Provided data
——

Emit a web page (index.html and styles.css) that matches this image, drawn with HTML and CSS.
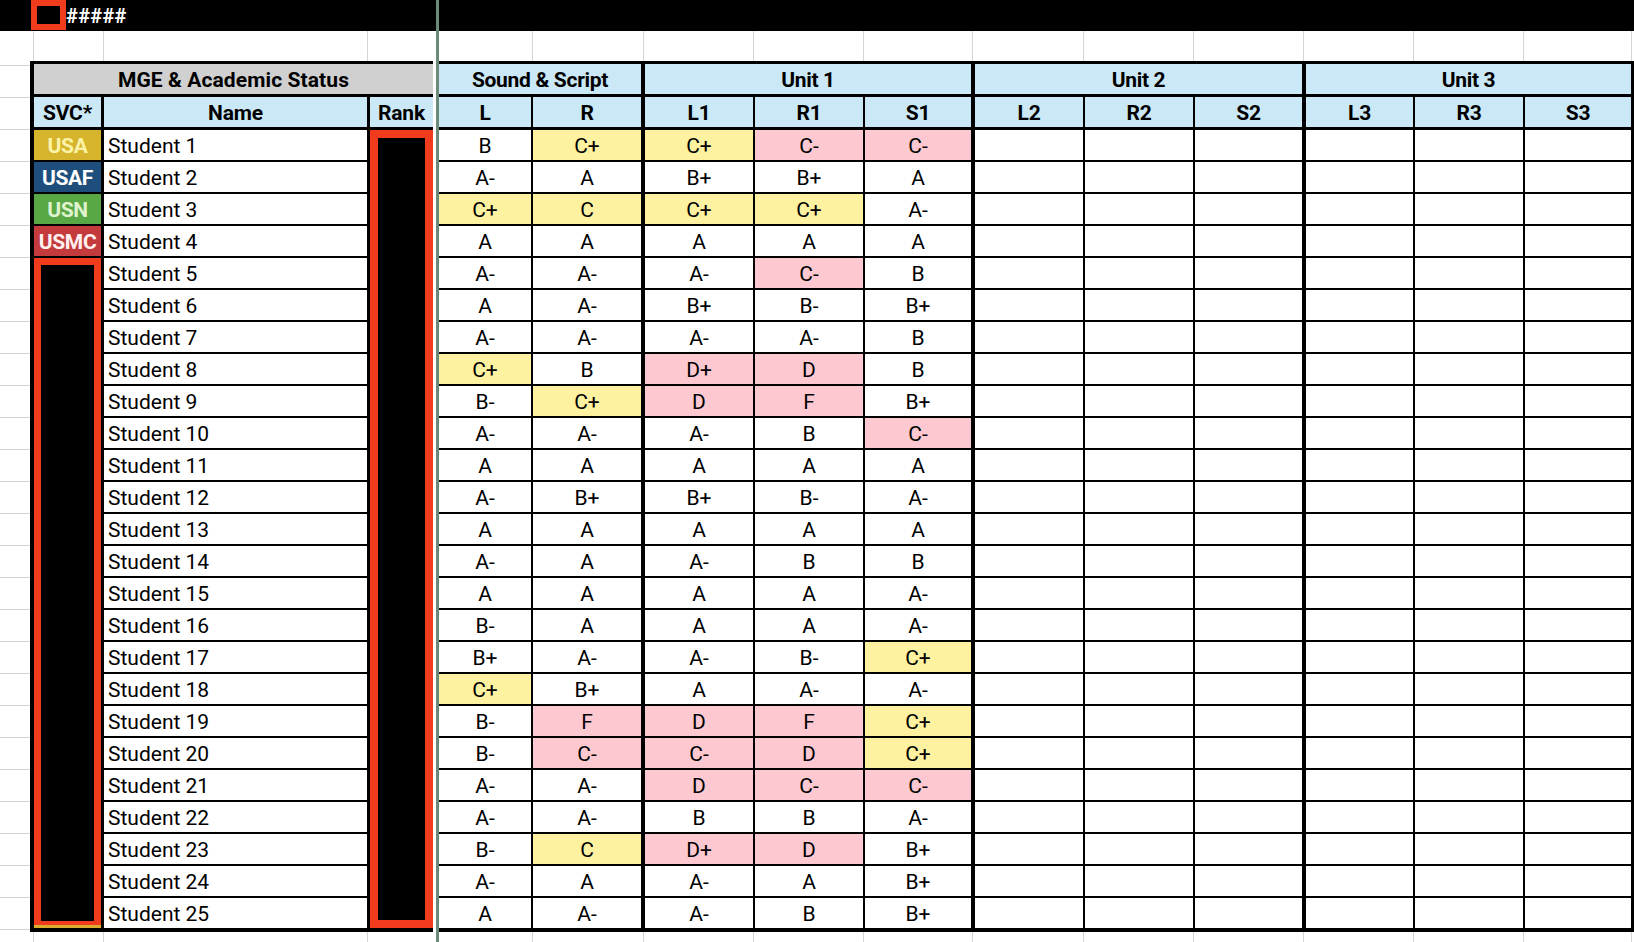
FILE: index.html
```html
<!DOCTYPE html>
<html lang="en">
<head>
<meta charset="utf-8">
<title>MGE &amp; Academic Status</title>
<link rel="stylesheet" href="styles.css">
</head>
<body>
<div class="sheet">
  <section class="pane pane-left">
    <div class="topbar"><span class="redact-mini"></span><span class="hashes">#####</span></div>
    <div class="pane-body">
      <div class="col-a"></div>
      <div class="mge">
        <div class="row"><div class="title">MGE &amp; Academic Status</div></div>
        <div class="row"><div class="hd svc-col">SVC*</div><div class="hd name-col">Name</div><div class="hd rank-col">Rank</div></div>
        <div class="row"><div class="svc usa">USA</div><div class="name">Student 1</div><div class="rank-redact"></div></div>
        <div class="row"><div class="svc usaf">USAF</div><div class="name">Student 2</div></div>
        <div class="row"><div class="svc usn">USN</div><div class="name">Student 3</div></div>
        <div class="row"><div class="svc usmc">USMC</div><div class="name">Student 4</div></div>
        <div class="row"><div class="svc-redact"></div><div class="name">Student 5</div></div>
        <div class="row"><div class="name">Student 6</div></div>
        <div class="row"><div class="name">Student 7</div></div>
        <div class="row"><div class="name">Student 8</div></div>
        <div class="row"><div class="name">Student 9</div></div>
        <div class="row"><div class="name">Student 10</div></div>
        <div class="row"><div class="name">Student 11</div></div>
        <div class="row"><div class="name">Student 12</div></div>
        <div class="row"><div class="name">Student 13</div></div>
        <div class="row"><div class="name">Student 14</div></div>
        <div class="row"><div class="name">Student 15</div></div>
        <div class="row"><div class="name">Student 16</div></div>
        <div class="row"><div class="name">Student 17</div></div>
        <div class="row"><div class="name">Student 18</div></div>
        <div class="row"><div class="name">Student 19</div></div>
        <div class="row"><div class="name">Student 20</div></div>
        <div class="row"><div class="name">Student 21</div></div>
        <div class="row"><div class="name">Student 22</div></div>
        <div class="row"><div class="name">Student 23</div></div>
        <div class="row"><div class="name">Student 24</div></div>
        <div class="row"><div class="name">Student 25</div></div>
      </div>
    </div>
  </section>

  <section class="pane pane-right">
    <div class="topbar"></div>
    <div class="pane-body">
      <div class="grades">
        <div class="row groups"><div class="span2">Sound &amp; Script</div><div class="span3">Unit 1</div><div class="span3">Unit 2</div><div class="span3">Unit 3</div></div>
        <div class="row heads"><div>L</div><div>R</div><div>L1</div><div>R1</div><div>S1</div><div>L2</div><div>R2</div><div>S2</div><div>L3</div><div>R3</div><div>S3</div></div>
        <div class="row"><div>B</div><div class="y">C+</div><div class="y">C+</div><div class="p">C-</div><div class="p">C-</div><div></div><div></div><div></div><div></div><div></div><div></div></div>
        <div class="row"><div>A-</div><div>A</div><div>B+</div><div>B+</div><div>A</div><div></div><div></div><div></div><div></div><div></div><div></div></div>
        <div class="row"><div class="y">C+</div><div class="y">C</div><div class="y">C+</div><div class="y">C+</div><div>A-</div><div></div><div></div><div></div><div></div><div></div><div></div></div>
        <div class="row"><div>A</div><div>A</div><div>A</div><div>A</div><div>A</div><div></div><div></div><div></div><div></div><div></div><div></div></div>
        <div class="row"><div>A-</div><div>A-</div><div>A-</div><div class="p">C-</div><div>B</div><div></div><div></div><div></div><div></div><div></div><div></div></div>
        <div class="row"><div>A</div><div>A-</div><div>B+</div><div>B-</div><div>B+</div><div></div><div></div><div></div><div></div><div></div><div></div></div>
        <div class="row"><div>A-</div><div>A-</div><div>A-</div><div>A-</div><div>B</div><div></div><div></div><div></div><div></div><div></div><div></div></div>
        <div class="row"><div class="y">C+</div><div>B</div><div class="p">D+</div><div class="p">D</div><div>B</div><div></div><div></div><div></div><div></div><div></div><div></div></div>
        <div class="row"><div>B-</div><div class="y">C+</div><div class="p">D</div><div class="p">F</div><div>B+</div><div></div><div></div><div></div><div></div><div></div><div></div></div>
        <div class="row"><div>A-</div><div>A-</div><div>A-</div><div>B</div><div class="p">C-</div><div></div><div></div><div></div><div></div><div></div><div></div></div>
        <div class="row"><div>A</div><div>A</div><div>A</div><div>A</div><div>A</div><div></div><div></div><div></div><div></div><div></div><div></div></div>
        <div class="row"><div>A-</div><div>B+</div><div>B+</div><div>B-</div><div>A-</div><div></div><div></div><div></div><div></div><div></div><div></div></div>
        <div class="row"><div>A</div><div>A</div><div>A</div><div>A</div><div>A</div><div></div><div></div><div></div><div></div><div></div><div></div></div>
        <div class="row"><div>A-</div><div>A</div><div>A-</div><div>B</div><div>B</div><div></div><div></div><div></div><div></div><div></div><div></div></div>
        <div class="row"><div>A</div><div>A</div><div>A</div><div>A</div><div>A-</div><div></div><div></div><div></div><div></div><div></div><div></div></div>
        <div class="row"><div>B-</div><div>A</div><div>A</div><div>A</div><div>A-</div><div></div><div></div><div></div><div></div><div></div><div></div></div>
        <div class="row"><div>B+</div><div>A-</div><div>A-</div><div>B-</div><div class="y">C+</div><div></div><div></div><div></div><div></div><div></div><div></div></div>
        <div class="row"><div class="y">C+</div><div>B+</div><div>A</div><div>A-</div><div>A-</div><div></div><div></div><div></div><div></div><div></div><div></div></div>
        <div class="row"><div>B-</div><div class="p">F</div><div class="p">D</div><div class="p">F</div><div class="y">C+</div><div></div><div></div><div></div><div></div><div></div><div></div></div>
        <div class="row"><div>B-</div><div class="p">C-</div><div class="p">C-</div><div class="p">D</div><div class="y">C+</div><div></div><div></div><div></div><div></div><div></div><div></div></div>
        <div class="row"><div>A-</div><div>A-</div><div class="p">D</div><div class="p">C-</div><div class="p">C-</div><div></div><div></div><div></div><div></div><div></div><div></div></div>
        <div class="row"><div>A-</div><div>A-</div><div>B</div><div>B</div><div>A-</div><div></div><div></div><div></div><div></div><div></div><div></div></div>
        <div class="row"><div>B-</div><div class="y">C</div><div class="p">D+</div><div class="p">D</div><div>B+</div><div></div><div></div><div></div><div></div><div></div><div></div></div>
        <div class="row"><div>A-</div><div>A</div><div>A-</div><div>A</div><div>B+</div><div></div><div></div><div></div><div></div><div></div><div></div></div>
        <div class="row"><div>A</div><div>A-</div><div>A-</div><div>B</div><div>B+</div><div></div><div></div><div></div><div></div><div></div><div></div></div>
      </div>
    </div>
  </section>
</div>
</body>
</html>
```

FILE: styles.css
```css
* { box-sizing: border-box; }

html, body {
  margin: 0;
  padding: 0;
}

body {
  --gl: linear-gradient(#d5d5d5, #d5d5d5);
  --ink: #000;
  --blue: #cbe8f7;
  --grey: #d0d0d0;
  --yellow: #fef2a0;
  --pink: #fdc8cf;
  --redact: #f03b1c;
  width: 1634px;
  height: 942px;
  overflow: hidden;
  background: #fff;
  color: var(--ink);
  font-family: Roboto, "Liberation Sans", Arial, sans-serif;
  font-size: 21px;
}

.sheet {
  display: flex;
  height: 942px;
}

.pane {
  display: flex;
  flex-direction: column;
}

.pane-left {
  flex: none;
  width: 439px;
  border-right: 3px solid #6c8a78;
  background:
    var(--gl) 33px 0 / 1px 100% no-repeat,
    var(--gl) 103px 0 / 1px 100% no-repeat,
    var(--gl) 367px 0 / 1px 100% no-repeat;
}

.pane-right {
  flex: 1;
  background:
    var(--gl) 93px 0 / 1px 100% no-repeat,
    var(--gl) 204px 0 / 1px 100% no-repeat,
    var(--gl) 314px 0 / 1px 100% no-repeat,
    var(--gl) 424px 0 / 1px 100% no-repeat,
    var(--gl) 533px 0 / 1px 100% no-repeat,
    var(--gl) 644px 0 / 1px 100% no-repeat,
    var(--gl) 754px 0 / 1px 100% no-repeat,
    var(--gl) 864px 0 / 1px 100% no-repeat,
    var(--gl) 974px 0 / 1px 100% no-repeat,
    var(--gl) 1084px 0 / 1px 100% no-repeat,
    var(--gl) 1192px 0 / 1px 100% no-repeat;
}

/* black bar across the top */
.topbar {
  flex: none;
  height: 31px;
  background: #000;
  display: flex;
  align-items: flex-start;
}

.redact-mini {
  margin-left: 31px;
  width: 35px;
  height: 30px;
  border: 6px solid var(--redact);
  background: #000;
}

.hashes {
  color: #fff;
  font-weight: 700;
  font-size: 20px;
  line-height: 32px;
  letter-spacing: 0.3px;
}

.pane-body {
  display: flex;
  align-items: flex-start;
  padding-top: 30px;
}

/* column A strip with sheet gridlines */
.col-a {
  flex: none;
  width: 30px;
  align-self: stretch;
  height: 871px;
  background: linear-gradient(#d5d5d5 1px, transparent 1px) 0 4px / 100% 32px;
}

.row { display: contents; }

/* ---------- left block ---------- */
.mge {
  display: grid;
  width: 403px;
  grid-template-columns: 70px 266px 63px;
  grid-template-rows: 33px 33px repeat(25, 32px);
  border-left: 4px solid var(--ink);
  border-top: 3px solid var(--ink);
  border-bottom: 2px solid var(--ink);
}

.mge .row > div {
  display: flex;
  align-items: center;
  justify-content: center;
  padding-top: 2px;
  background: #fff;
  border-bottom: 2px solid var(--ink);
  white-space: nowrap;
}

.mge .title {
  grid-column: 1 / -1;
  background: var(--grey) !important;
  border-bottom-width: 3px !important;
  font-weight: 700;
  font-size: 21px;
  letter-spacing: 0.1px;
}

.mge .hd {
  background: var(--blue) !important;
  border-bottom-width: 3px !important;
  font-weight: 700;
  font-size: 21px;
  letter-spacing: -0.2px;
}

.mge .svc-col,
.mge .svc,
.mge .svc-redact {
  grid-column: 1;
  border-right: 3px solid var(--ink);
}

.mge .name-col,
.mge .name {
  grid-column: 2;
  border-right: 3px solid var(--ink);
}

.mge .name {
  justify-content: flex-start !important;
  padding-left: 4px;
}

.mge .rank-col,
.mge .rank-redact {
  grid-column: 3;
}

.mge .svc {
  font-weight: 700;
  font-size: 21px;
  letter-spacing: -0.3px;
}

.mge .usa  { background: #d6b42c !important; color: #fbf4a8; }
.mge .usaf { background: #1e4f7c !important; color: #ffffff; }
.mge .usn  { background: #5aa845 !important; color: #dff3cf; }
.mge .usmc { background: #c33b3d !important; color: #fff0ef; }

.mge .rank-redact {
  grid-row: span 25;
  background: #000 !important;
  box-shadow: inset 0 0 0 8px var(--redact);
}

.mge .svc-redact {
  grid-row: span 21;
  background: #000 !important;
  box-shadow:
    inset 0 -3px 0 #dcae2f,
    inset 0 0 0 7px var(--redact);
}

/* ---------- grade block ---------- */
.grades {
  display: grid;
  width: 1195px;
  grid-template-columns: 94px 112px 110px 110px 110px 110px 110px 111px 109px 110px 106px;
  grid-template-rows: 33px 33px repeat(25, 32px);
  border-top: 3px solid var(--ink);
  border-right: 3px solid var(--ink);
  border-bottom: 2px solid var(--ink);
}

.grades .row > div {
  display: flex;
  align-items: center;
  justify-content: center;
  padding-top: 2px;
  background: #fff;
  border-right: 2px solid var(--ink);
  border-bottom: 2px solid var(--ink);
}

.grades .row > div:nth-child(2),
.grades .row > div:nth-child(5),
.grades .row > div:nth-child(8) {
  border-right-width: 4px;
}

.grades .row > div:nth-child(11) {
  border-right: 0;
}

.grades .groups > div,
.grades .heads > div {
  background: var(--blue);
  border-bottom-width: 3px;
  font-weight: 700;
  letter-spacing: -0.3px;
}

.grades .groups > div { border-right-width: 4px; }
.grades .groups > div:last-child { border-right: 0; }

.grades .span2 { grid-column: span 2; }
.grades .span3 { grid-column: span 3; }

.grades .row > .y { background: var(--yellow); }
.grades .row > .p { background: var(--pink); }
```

——

Exercise aim
Using the listing, collect all lines in which the string "styles" is found.

Answer to the problem
Emit a web page (index.html and styles.css) that matches this image, drawn with HTML and CSS.
<link rel="stylesheet" href="styles.css">
FILE: styles.css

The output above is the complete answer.